◆ AIM: What lines of the data hold the string "React"? Pull each one out.

◆ DATA LINES:
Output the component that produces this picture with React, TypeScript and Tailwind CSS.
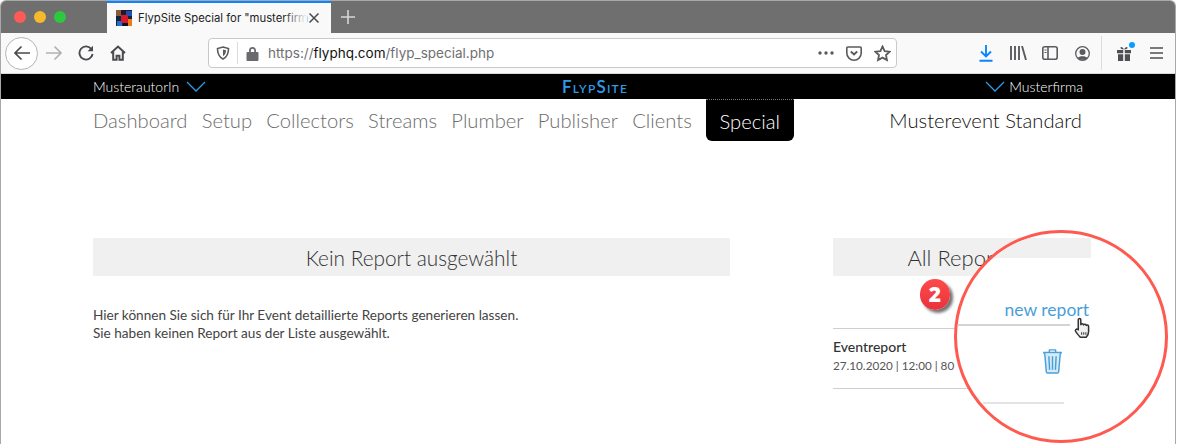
const lato = "font-['Lato','Open_Sans',sans-serif]";

function Favicon() {
  return (
    <svg width="16" height="16" viewBox="0 0 16 16">
      <rect width="16" height="16" fill="#12233f" />
      <rect x="0" y="0" width="5" height="6" fill="#8a5a3a" />
      <rect x="5" y="0" width="5" height="4" fill="#1a1a2a" />
      <rect x="10" y="1" width="6" height="5" fill="#1f4fb0" />
      <rect x="1" y="11" width="5" height="5" fill="#1d6fd0" />
      <rect x="5" y="5" width="7" height="8" fill="#d8182c" />
      <rect x="12" y="9" width="4" height="7" fill="#ee7a1a" />
      <rect x="7" y="13" width="5" height="3" fill="#0c1020" />
    </svg>
  );
}

function IconSlot({ children, w = 32 }: { children: React.ReactNode; w?: number }) {
  return (
    <div className="flex shrink-0 items-center justify-center" style={{ width: w }}>
      {children}
    </div>
  );
}

function Chevron() {
  return (
    <svg width="20" height="11" viewBox="0 0 20 11" fill="none" stroke="#2f9be8" strokeWidth="1.3">
      <path d="M1 1l9 9 9-9" />
    </svg>
  );
}

function TabBar() {
  return (
    <div className="flex h-[32px] bg-[#6f6f6f]">
      <div className="flex w-[106px] items-center gap-[8px] pl-[13px]">
        <span className="h-[12px] w-[12px] rounded-full bg-[#fc5b57]" />
        <span className="h-[12px] w-[12px] rounded-full bg-[#f6b92b]" />
        <span className="h-[12px] w-[12px] rounded-full bg-[#2ec840]" />
      </div>
      <div className="relative flex w-[224px] items-center border-t-2 border-[#0a84ff] bg-[#f9f9fa] pl-[9px]">
        <Favicon />
        <span className="ml-[6px] w-[168px] whitespace-nowrap font-['Inter',sans-serif] text-[11.3px] text-[#222]">
          FlypSite Special for "musterfirm
        </span>
        <div className="absolute left-[176px] top-0 h-full w-[24px] bg-gradient-to-r from-transparent to-[#f9f9fa]" />
        <svg className="ml-[2px]" width="12" height="12" viewBox="0 0 12 12" stroke="#4a4a4f" strokeWidth="1.5">
          <path d="M1.500 1.500l9 9M10.500 1.500l-9 9" />
        </svg>
      </div>
      <div className="ml-[10px] flex items-center">
        <svg width="14" height="14" viewBox="0 0 14 14" stroke="#d6d6d6" strokeWidth="1.6">
          <path d="M7 0v14M0 7h14" />
        </svg>
      </div>
    </div>
  );
}

function Toolbar() {
  return (
    <div className="flex h-[41px] items-center border-b border-[#d8d8d8] bg-[#f9f9fa]">
      <div className="ml-[4px] flex h-[33px] w-[33px] items-center justify-center rounded-full border border-[#b4b4b4] bg-white">
        <svg width="18" height="16" viewBox="0 0 18 16" fill="none" stroke="#4a4a4f" strokeWidth="1.7">
          <path d="M17 8H2M8.500 1.500L2 8l6.500 6.500" />
        </svg>
      </div>
      <IconSlot>
        <svg width="18" height="16" viewBox="0 0 18 16" fill="none" stroke="#b1b1b3" strokeWidth="1.7">
          <path d="M1 8h15M9.500 1.500L16 8l-6.500 6.500" />
        </svg>
      </IconSlot>
      <IconSlot>
        <svg width="16" height="16" viewBox="0 0 16 16" fill="none" stroke="#4a4a4f" strokeWidth="1.9">
          <path d="M13.500 4.200A6.600 6.600 0 1 0 14.600 9" />
          <path d="M15 0.800v5.400H9.600" fill="#4a4a4f" stroke="none" />
        </svg>
      </IconSlot>
      <IconSlot>
        <svg width="16" height="16" viewBox="0 0 16 16" fill="none" stroke="#4a4a4f" strokeWidth="2">
          <path d="M1 8l7-6.500L15 8M3.200 6.500v8.200h3.400v-4h2.800v4h3.400V6.500" />
        </svg>
      </IconSlot>
      <div className="ml-[74px] flex h-[30px] w-[689px] items-center rounded-[4px] border border-[#c9c9c9] bg-white pl-[7px]">
        <svg width="14" height="14" viewBox="0 0 14 14" fill="none" stroke="#5b5b5f" strokeWidth="1.6">
          <path d="M7 1l5.500 1.500c0 5-1.500 8.500-5.500 10.500C3 11 1.500 7.500 1.500 2.500z" />
          <path d="M7 3.500l3 .8c0 2.600-.9 4.600-3 5.900z" fill="#5b5b5f" stroke="none" />
        </svg>
        <div className="ml-[7px] h-[22px] w-px bg-[#dcdcdc]" />
        <svg className="ml-[8px]" width="13" height="15" viewBox="0 0 13 15">
          <path d="M3 6V4.500a3.500 3.500 0 0 1 7 0V6h1.500a1 1 0 0 1 1 1v7a1 1 0 0 1-1 1h-10a1 1 0 0 1-1-1V7a1 1 0 0 1 1-1zm1.800 0h3.400V4.500a1.700 1.700 0 0 0-3.400 0z" fill="#6b6b6f" />
        </svg>
        <span className="ml-[9px] whitespace-nowrap font-['Inter',sans-serif] text-[13.5px] text-[#6f6f73]">
          https://<span className="text-[#111]">flyphq.com</span>/flyp_special.php
        </span>
        <div className="ml-auto flex items-center">
          <IconSlot w={28}>
            <svg width="16" height="4" viewBox="0 0 16 4" fill="#5b5b5f">
              <circle cx="2" cy="2" r="1.700" />
              <circle cx="8" cy="2" r="1.700" />
              <circle cx="14" cy="2" r="1.700" />
            </svg>
          </IconSlot>
          <IconSlot w={28}>
            <svg width="16" height="15" viewBox="0 0 16 15" fill="none" stroke="#5b5b5f" strokeWidth="1.6">
              <path d="M1.800 1h12.400a1 1 0 0 1 1 1v5a7.200 7.200 0 0 1-14.400 0V2a1 1 0 0 1 1-1z" />
              <path d="M4.800 5.500L8 8.500l3.200-3" strokeWidth="1.900" />
            </svg>
          </IconSlot>
          <IconSlot w={28}>
            <svg width="17" height="17" viewBox="0 0 16 16" fill="none" stroke="#5b5b5f" strokeWidth="1.700">
              <path d="M8 1.400l2 4.300 4.700.6-3.400 3.200.9 4.700L8 11.900 3.800 14.200l.9-4.700-3.400-3.200 4.700-.6z" />
            </svg>
          </IconSlot>
        </div>
      </div>
      <div className="ml-[73px] flex items-center">
        <IconSlot>
          <svg width="14" height="17" viewBox="0 0 14 17" fill="none" stroke="#0a84ff" strokeWidth="1.900">
            <path d="M7 0v11M2 6.500L7 11.500l5-5M0.500 15.800h13" />
          </svg>
        </IconSlot>
        <IconSlot>
          <svg width="17" height="14" viewBox="0 0 17 14" fill="none" stroke="#5b5b5f" strokeWidth="1.900">
            <path d="M1 0v14M5 0v14M9 0v14M12 0l4 14" />
          </svg>
        </IconSlot>
        <IconSlot>
          <svg width="16" height="14" viewBox="0 0 16 14" fill="none" stroke="#5b5b5f" strokeWidth="1.600">
            <rect x="0.800" y="0.800" width="14.400" height="12.400" rx="2" />
            <path d="M6 1v12" />
            <path d="M2.500 4h2M2.500 6.500h2" strokeWidth="1.200" />
          </svg>
        </IconSlot>
        <IconSlot>
          <svg width="15" height="15" viewBox="0 0 15 15" fill="none" stroke="#5b5b5f" strokeWidth="1.300">
            <circle cx="7.500" cy="7.500" r="6.800" />
            <circle cx="7.500" cy="6" r="3" fill="#5b5b5f" stroke="none" />
            <path d="M2.800 12c1-2.400 8.400-2.400 9.400 0-2 2.400-7.400 2.400-9.400 0z" fill="#5b5b5f" stroke="none" />
          </svg>
        </IconSlot>
        <div className="ml-[3px] h-[34px] w-px bg-[#dcdcdc]" />
        <div className="ml-[6px]">
          <IconSlot>
            <div className="relative">
              <svg width="14" height="15" viewBox="0 0 14 15" fill="#4f4f53">
                <path d="M0 4h6.200v3.200H0zM7.800 4H14v3.200H7.800zM1 8.200h5.200V15H1zM7.800 8.200H13V15H7.800zM7 3.500C5.500 1 4 0.500 3.500 1.500S5 3.500 7 3.500zM7 3.500c1.500-2.500 3-3 3.500-2S9 3.500 7 3.500z" />
              </svg>
              <span className="absolute -right-[4px] -top-[4px] h-[6px] w-[6px] rounded-full bg-[#0a9dff]" />
            </div>
          </IconSlot>
        </div>
        <IconSlot>
          <svg width="13" height="12" viewBox="0 0 13 12" stroke="#4f4f53" strokeWidth="1.600">
            <path d="M0 1h13M0 6h13M0 11h13" />
          </svg>
        </IconSlot>
      </div>
    </div>
  );
}

function SiteHeader() {
  return (
    <div className="grid h-[25px] grid-cols-3 items-center bg-black pl-[92px] pr-[92px] text-[14px] font-light text-white">
      <div className="flex items-center gap-[7px]">
        <span>MusterautorIn</span>
        <Chevron />
      </div>
      <div className="pl-[14px] text-center text-[17px] font-semibold leading-none tracking-[1.2px] text-[#2f9be8] [font-variant:small-caps]">
        FlypSite
      </div>
      <div className="flex items-center justify-end gap-[4px]">
        <Chevron />
        <span>Musterfirma</span>
      </div>
    </div>
  );
}

const navItems = ['Dashboard', 'Setup', 'Collectors', 'Streams', 'Plumber', 'Publisher', 'Clients'];

function Nav() {
  return (
    <div className="flex h-[42px] items-stretch pl-[92px] pr-[93px] text-[20.2px] font-light">
      <div className="flex items-center gap-[14.3px] pt-[1px] text-[#6c6c6c]">
        {navItems.map(item => (
          <span key={item}>{item}</span>
        ))}
      </div>
      <div className="ml-[14px] flex w-[88px] items-center justify-center rounded-b-[6px] border-t border-dotted border-[#777] bg-black pt-[1px] text-white">
        Special
      </div>
      <div className="ml-auto flex items-center pt-[1px] text-[#111]">Musterevent Standard</div>
    </div>
  );
}

function Hand() {
  return (
    <svg width="21" height="22" viewBox="0 0 24 26" stroke="#333" strokeWidth="1.800" fill="#f0f0f0" strokeLinejoin="round">
      <path d="M7 15V3.200c0-2 3-2 3 0V9c.6-1.400 3-1.200 3.200.4.7-1.300 3-1 3.200.6.8-1 2.800-.6 2.800 1.200V17c0 3-1.400 5.500-2.800 7H9.500c-1.600-1.400-3.200-3.600-5.400-6.600-1.500-2.200.8-4 2.900-2.400z" />
      <path d="M11 18v3M13.500 18v3M16 18v3" strokeWidth="1.200" />
    </svg>
  );
}

function Trash() {
  return (
    <svg width="21" height="26" viewBox="0 0 20 25" fill="none" stroke="#4a9fd8" strokeWidth="1.400" strokeLinejoin="round">
      <path d="M1 4.500h18" strokeWidth="2" />
      <path d="M7 4V1.800h6V4" />
      <path d="M2.500 5l1.600 18.200a1 1 0 0 0 1 .8h9.800a1 1 0 0 0 1-.8L17.500 5" fill="#d6ebf8" />
      <path d="M6.500 8l.7 13M10 8v13M13.500 8l-.7 13" />
    </svg>
  );
}

function Callout() {
  return (
    <div className="absolute left-[953px] top-[229px] h-[213px] w-[214px] overflow-hidden rounded-full border-[3.5px] border-[#ff5a50] bg-white">
      <div className="absolute left-0 top-[4.5px] h-[20px] w-[133.5px] bg-[#f0f0f0]" />
      <span className="absolute right-[76px] top-[65px] whitespace-nowrap text-[17.5px] leading-[24px] text-[#4a9fd8]">
        new report
      </span>
      <div className="absolute left-0 top-[91px] h-[2px] w-[113px] bg-[#d4d4d4]" />
      <div className="absolute left-[114.5px] top-[83.5px]">
        <Hand />
      </div>
      <div className="absolute left-[84.5px] top-[114.5px]">
        <Trash />
      </div>
      <div className="absolute left-[26px] top-[169px] h-[2px] w-[81px] bg-[#e4e4e4]" />
    </div>
  );
}

function Badge() {
  return (
    <div className="absolute left-[919px] top-[278px] flex h-[31px] w-[30px] items-center justify-center rounded-full bg-gradient-to-b from-[#ff4a4a] to-[#e8323c] text-[21px] font-black leading-none text-white shadow-[3px_3px_3px_rgba(0,0,0,0.55)] font-['Open_Sans',sans-serif]">
      2
    </div>
  );
}

export default function App() {
  return (
    <div className={`relative h-[444px] w-[1176px] overflow-hidden rounded-t-[6px] border-x border-t border-[#a8a8a8] bg-white ${lato}`}>
      <TabBar />
      <Toolbar />
      <SiteHeader />
      <Nav />
      <div className="mt-[97px] flex pl-[92px]">
        <div className="w-[637px]">
          <div className="flex h-[38px] items-center justify-center bg-[#f0f0f0] pt-[1px] text-[20.8px] font-light text-[#333]">
            Kein Report ausgewählt
          </div>
          <p className="mt-[30px] text-[13.6px] leading-[18px] text-[#444]">
            Hier können Sie sich für Ihr Event detaillierte Reports generieren lassen.
            <br />
            Sie haben keinen Report aus der Liste ausgewählt.
          </p>
        </div>
        <div className="ml-[103px] w-[258px]">
          <div className="flex h-[38px] items-center justify-center bg-[#f0f0f0] pr-[6px] pt-[1px] text-[22px] font-light text-[#333]">
            All Reports
          </div>
          <div className="mt-[52px] h-[61px] w-[200px] border-y border-[#cfcfcf] pt-[9px]">
            <div className="text-[14px] font-medium leading-[18px] text-[#333]">Eventreport</div>
            <div className="text-[11.7px] leading-[18px] text-[#555]">27.10.2020 | 12:00 | 80</div>
          </div>
        </div>
      </div>
      <Badge />
      <Callout />
    </div>
  );
}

◆ EXERCISE RESPONSE:
Output the component that produces this picture with React, TypeScript and Tailwind CSS.
function IconSlot({ children, w = 32 }: { children: React.ReactNode; w?: number }) {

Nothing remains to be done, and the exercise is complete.